* [Data shown]:

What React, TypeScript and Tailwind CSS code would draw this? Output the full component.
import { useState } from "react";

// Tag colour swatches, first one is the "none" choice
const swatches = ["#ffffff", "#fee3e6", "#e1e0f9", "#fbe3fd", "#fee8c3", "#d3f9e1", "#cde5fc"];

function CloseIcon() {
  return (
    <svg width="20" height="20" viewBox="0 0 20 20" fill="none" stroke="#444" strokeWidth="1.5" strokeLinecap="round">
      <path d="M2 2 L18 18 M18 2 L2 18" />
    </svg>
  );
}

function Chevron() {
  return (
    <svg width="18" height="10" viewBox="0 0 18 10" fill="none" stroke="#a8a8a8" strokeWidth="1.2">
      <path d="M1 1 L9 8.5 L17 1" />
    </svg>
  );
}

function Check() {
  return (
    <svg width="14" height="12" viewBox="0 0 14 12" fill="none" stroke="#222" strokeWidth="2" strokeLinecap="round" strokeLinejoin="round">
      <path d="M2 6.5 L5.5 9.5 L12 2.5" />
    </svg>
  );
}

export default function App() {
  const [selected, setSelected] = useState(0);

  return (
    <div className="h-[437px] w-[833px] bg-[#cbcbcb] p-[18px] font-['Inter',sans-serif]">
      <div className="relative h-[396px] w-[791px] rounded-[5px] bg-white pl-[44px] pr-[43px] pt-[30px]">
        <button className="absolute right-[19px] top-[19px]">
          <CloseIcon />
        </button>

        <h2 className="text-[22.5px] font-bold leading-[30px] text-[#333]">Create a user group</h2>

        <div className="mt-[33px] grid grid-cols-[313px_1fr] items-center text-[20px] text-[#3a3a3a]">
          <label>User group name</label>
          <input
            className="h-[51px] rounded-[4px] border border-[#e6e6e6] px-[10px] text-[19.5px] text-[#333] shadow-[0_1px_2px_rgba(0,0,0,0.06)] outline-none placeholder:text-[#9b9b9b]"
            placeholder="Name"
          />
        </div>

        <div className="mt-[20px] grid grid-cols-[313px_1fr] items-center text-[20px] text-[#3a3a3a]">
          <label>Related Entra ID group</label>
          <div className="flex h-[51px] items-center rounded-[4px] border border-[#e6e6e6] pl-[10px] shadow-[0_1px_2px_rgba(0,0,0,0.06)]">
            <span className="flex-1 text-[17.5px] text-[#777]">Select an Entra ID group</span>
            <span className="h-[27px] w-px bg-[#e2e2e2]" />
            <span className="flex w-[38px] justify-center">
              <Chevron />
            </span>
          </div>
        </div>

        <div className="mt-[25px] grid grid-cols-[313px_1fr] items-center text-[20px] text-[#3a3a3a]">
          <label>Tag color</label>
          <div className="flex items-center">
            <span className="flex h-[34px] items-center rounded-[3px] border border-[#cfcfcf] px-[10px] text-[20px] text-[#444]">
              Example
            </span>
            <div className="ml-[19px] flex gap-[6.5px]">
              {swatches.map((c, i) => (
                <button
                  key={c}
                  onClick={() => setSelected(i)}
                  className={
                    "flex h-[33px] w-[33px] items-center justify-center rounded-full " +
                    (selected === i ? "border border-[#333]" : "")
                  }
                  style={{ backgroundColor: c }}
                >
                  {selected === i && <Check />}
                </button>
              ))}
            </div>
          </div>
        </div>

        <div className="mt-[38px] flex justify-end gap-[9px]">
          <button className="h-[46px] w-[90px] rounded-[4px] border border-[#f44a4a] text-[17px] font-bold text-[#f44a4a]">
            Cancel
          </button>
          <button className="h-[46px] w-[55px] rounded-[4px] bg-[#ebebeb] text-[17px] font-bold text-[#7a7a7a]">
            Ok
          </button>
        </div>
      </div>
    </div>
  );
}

* [Required work]:
Copy every line of the data that holds the string "full".

* [Result of the exercise]:
What React, TypeScript and Tailwind CSS code would draw this? Output the full component.
                    "flex h-[33px] w-[33px] items-center justify-center rounded-full " +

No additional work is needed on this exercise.